The next day we left with another passenger, one of the All Hands volunteers who had been out towards Les Cayes before and had volunteered to help Chris navigate there. Again, the most stressful part of the journey was getting though the flooding in Leogane and through a road block that had been erected most likely the night before by angry locals pissed off at the lack of aid and the fact that they were up to their knees in flood water in their make-shift homes. By the time we were able to pass through the crowd seemed to have calmed down and there was only the remnants of a burned tired on the ground with a bunch of rocks and broken glass left over from the protest.
We had to cross only one river and it wasn’t swollen enough to keep us from passing. After that it was smooth sailing for a few hours until we went through Olivier and found ourselves again dead-ended by what seemed to be a small ocean that had completely swallowed the road ahead. A handful of boatmen were calmly ferrying people across and a few tap tap drivers had their cars backed in and were using the water to clean their cars.

We were wondering whether it was always like this when we spotted a guard rail sticking out of the water. In broken creole I asked a boy if the water was less yesterday and he said it was. I then asked a few people if there was another road to get to Les Cayes. Once they figured out what I was saying everyone nodded and kept pointing back in the direction we had come and made a large looping motion with their arms indicating that if you turned left ahead there was a way. We got into the car wondering what we would find knowing that in our experience Haitians tend to say yes there’s always a way even if that means walking or swimming is involved.
To our great amusement we discovered not ten minutes down the road a fairly obvious turn off to a nicely paved highway. Dumb blans.
Anyway we ended up making it to Les Cayes without a hitch. Occasionally we saw a downed tree and there were places where mud had obviously recently been cleared off the road but that was it. The next few days we traveled further up the coast up past Devil’s Table and the most damage we found was when we met a couple who were clearing up wreckage at their seaside hut located not 200 meters off the water. They told us they lost half of their home, all of their animals and all of their furniture.

So in the end I had an impromptu tour of the southern regions of Haiti where I enjoyed beautiful beaches, amazing creole fish and I won’t lie, a few Prestige too.
On Sunday night I did also pick up something else… A case of what we believe was mild dengue fever.
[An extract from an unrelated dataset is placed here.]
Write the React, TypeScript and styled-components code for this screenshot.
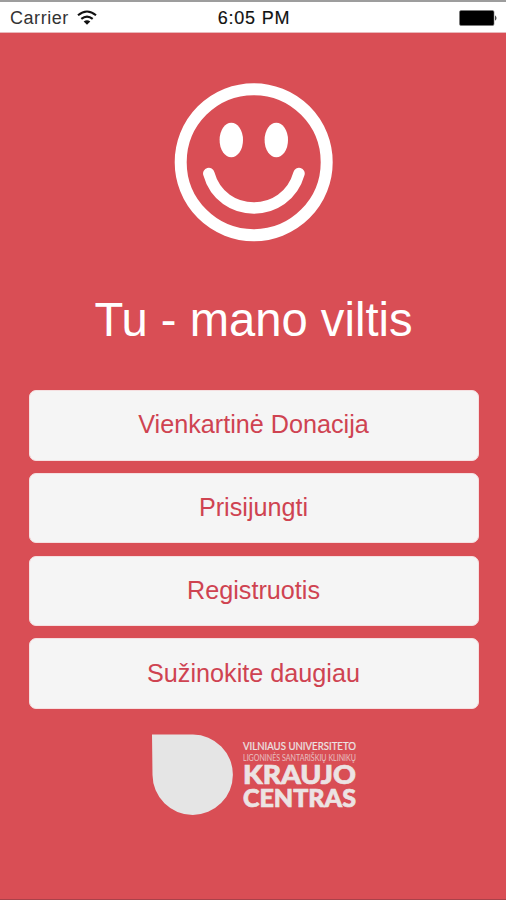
import React from 'react';
import styled, { createGlobalStyle } from 'styled-components';

const GlobalStyle = createGlobalStyle`
  * { box-sizing: border-box; }
  body { margin: 0; background: #d94e55; }
`;

const Screen = styled.div`
  width: 506px;
  height: 900px;
  display: flex;
  flex-direction: column;
  overflow: hidden;
  background: #d94e55;
  border-bottom: 1px solid #a8424a;
  font-family: 'Liberation Sans', Arial, sans-serif;
`;

const StatusBar = styled.header`
  width: 100%;
  height: 33px;
  flex: none;
  display: grid;
  grid-template-columns: 1fr auto 1fr;
  align-items: center;
  padding: 2px 8px 0 10px;
  background: #fff;
  border-top: 2px solid #9d9d9d;
  border-bottom: 1px solid #e9b9bc;
  color: #111;
  font-size: 18px;
  line-height: 24px;
`;

const Carrier = styled.div`
  display: flex;
  align-items: center;
  gap: 8px;
  color: #333;
  letter-spacing: 0.55px;
`;

const Clock = styled.time`
  letter-spacing: 0.75px;
  -webkit-text-stroke: 0.15px #111;
`;

const BatterySlot = styled.div`
  display: flex;
  justify-content: flex-end;
`;

const Content = styled.main`
  display: flex;
  flex-direction: column;
  align-items: center;
  padding-left: 1px;
`;

const Smiley = styled.svg`
  flex: none;
  margin-top: 49px;
`;

const Title = styled.h1`
  margin: 50px 0 0;
  color: #fff;
  font-size: 47.2px;
  font-weight: 400;
  line-height: 56px;
  white-space: nowrap;
`;

const Menu = styled.nav`
  width: 450px;
  margin-top: 42px;
  display: flex;
  flex-direction: column;
  gap: 12.2px;
`;

const MenuButton = styled.button`
  height: 70.6px;
  padding: 0 0 2px;
  border: 1px solid #f5dfe0;
  border-radius: 7px;
  background: #f5f5f5;
  color: #cf4351;
  font: 400 25.2px/30px 'Liberation Sans', Arial, sans-serif;
`;

const Logo = styled.svg`
  flex: none;
  margin-top: 21px;
`;

const actions = ['Vienkartinė Donacija', 'Prisijungti', 'Registruotis', 'Sužinokite daugiau'];

function WifiIcon() {
  return (
    <svg width="20" height="16" viewBox="0 0 20 16" fill="none" stroke="#111" strokeWidth="2.1">
      <path d="M1 5.3Q10-2.3 19 5.3" />
      <path d="M4.3 8.9Q10 4.2 15.7 8.9" />
      <path d="M10 14.8 6.7 11.4Q10 8.9 13.3 11.4Z" fill="#111" stroke="none" />
    </svg>
  );
}

function BatteryIcon() {
  return (
    <svg width="39" height="16" viewBox="0 0 39 16">
      <rect x="0.5" y="0.5" width="34.5" height="15" rx="1.5" fill="#000" stroke="#777" strokeWidth="0.6" />
      <path d="M36.2 5.2Q38.7 8 36.2 10.8Z" fill="#222" />
    </svg>
  );
}

export default function App() {
  return (
    <>
      <GlobalStyle />
      <Screen>
        <StatusBar>
          <Carrier>
            Carrier
            <WifiIcon />
          </Carrier>
          <Clock>6:05 PM</Clock>
          <BatterySlot>
            <BatteryIcon />
          </BatterySlot>
        </StatusBar>
        <Content>
          <Smiley width="161" height="160" viewBox="173.5 82 161 160">
            <circle cx="254.2" cy="162.2" r="73" fill="none" stroke="#fff" strokeWidth="12" />
            <ellipse cx="231.8" cy="140" rx="11.7" ry="17.3" fill="#fff" />
            <ellipse cx="276.8" cy="140" rx="11.7" ry="17.3" fill="#fff" />
            <path d="M209.3 173.5C222 219.5 286.500 219.500 299.500 173.500" fill="none" stroke="#fff" strokeWidth="11.500" strokeLinecap="round" />
          </Smiley>
          <Title>Tu - mano viltis</Title>
          <Menu>
            {actions.map((label) => (
              <MenuButton key={label}>{label}</MenuButton>
            ))}
          </Menu>
          <Logo width="215" height="92" viewBox="146 730 215 92">
            <path d="M152 734.500H193A40.200 40.200 0 1 1 152.500 775Z" fill="#e5e5e5" />
            <g fill="#ece3e3" stroke="#ece3e3" fontFamily="Lato, 'Liberation Sans', sans-serif">
              <text x="243" y="750.300" fontSize="10.500" strokeWidth="0.2" textLength="113" lengthAdjust="spacingAndGlyphs">VILNIAUS UNIVERSITETO</text>
              <text x="243" y="760.500" fontSize="8.500" strokeWidth="0" opacity="0.75" textLength="113" lengthAdjust="spacingAndGlyphs">LIGONINĖS SANTARIŠKIŲ KLINIKŲ</text>
              <text x="243" y="784.200" fontSize="26.500" fontWeight="900" strokeWidth="0.7" textLength="113" lengthAdjust="spacingAndGlyphs">KRAUJO</text>
              <text x="243" y="807" fontSize="25" fontWeight="900" strokeWidth="0.7" textLength="113" lengthAdjust="spacingAndGlyphs">CENTRAS</text>
            </g>
          </Logo>
        </Content>
      </Screen>
    </>
  );
}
Thus bringing me to why I feel so fatigued after doing nearly nothing for a week but sleeping and taking tylenol in an attempt to combat the pain and low grade fevers. It’s been nearly a week since I first started exhibiting symptoms and I’m feeling a bit better than I was earlier this week. On Monday I plan on getting back out into the field though I will probably not be at 100% yet.

That’s the update. I will be pursuing more follow up on the continued cholera outbreak which as of today has killed more people than the hurricanes of 2008.
Thanks again to everyone for your continued support and love, I don’t have enough words to express my gratitude.
PS-If anyone was curious about the blog title it’s something I learned last week during my “coverage” of the storm. Haiti is the only country (that I know of) that has a last name–Toma. I heard that during the storm people were singing a Haitian song titled “Ayiti Toma”. Just a little factoid I found interesting.